## [Task instructions]
Please transcribe the listing below in full and word for word, without its pictures.
####
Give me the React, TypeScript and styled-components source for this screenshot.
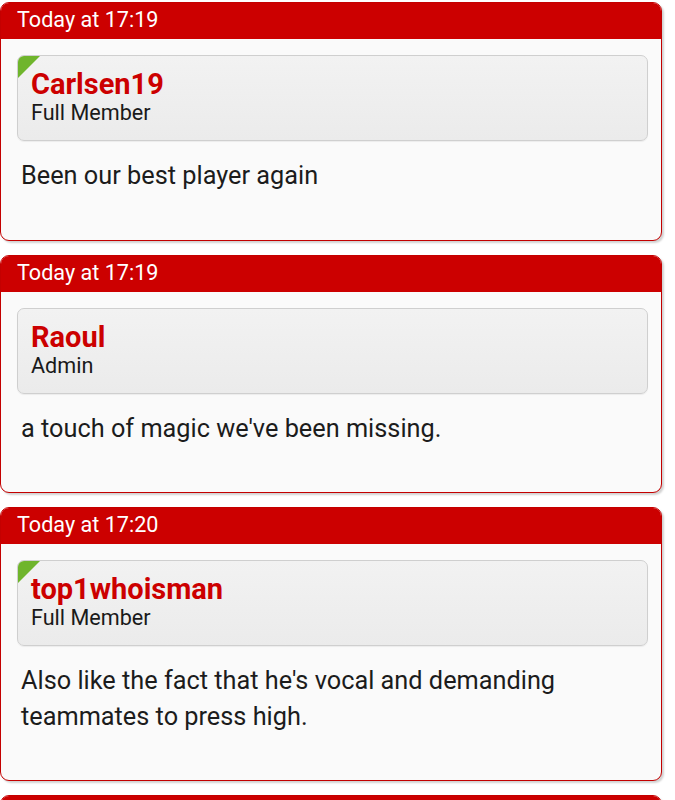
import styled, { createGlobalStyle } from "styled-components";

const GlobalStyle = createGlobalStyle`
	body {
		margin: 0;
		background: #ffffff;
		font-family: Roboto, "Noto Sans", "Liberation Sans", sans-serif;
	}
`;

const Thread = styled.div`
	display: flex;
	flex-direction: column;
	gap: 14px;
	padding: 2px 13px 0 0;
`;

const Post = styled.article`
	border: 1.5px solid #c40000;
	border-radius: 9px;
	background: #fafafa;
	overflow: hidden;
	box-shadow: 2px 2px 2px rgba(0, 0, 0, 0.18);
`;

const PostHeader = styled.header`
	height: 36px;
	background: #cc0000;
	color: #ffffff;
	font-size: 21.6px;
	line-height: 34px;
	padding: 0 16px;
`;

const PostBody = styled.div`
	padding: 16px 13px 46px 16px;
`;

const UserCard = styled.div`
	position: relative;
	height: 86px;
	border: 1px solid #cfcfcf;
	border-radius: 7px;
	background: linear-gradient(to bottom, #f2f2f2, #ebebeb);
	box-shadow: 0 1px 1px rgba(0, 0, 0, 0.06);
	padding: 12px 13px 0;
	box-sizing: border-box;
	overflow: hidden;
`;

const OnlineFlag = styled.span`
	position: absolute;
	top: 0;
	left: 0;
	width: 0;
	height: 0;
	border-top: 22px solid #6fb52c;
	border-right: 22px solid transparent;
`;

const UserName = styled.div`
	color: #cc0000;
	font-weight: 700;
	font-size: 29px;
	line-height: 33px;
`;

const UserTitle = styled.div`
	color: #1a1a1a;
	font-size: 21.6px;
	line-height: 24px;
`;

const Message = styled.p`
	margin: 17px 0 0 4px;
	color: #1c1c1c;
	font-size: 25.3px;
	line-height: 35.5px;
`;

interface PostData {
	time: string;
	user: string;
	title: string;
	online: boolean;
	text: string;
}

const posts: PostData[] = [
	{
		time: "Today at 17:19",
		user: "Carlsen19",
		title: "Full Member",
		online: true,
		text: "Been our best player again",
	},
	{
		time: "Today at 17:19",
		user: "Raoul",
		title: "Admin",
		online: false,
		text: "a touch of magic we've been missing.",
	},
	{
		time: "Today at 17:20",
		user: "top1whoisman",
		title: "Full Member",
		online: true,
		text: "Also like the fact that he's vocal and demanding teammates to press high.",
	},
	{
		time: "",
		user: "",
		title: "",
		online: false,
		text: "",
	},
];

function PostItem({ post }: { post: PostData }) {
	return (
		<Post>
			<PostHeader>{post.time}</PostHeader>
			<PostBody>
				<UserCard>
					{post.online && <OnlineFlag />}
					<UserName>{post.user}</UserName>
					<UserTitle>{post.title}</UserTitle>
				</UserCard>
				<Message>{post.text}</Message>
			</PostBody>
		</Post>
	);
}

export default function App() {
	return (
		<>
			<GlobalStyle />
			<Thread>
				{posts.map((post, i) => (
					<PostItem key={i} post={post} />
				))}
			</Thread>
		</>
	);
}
####
## [Finished exercise]
Give me the React, TypeScript and styled-components source for this screenshot.
import styled, { createGlobalStyle } from "styled-components";

const GlobalStyle = createGlobalStyle`
	body {
		margin: 0;
		background: #ffffff;
		font-family: Roboto, "Noto Sans", "Liberation Sans", sans-serif;
	}
`;

const Thread = styled.div`
	display: flex;
	flex-direction: column;
	gap: 14px;
	padding: 2px 13px 0 0;
`;

const Post = styled.article`
	border: 1.5px solid #c40000;
	border-radius: 9px;
	background: #fafafa;
	overflow: hidden;
	box-shadow: 2px 2px 2px rgba(0, 0, 0, 0.18);
`;

const PostHeader = styled.header`
	height: 36px;
	background: #cc0000;
	color: #ffffff;
	font-size: 21.6px;
	line-height: 34px;
	padding: 0 16px;
`;

const PostBody = styled.div`
	padding: 16px 13px 46px 16px;
`;

const UserCard = styled.div`
	position: relative;
	height: 86px;
	border: 1px solid #cfcfcf;
	border-radius: 7px;
	background: linear-gradient(to bottom, #f2f2f2, #ebebeb);
	box-shadow: 0 1px 1px rgba(0, 0, 0, 0.06);
	padding: 12px 13px 0;
	box-sizing: border-box;
	overflow: hidden;
`;

const OnlineFlag = styled.span`
	position: absolute;
	top: 0;
	left: 0;
	width: 0;
	height: 0;
	border-top: 22px solid #6fb52c;
	border-right: 22px solid transparent;
`;

const UserName = styled.div`
	color: #cc0000;
	font-weight: 700;
	font-size: 29px;
	line-height: 33px;
`;

const UserTitle = styled.div`
	color: #1a1a1a;
	font-size: 21.6px;
	line-height: 24px;
`;

const Message = styled.p`
	margin: 17px 0 0 4px;
	color: #1c1c1c;
	font-size: 25.3px;
	line-height: 35.5px;
`;

interface PostData {
	time: string;
	user: string;
	title: string;
	online: boolean;
	text: string;
}

const posts: PostData[] = [
	{
		time: "Today at 17:19",
		user: "Carlsen19",
		title: "Full Member",
		online: true,
		text: "Been our best player again",
	},
	{
		time: "Today at 17:19",
		user: "Raoul",
		title: "Admin",
		online: false,
		text: "a touch of magic we've been missing.",
	},
	{
		time: "Today at 17:20",
		user: "top1whoisman",
		title: "Full Member",
		online: true,
		text: "Also like the fact that he's vocal and demanding teammates to press high.",
	},
	{
		time: "",
		user: "",
		title: "",
		online: false,
		text: "",
	},
];

function PostItem({ post }: { post: PostData }) {
	return (
		<Post>
			<PostHeader>{post.time}</PostHeader>
			<PostBody>
				<UserCard>
					{post.online && <OnlineFlag />}
					<UserName>{post.user}</UserName>
					<UserTitle>{post.title}</UserTitle>
				</UserCard>
				<Message>{post.text}</Message>
			</PostBody>
		</Post>
	);
}

export default function App() {
	return (
		<>
			<GlobalStyle />
			<Thread>
				{posts.map((post, i) => (
					<PostItem key={i} post={post} />
				))}
			</Thread>
		</>
	);
}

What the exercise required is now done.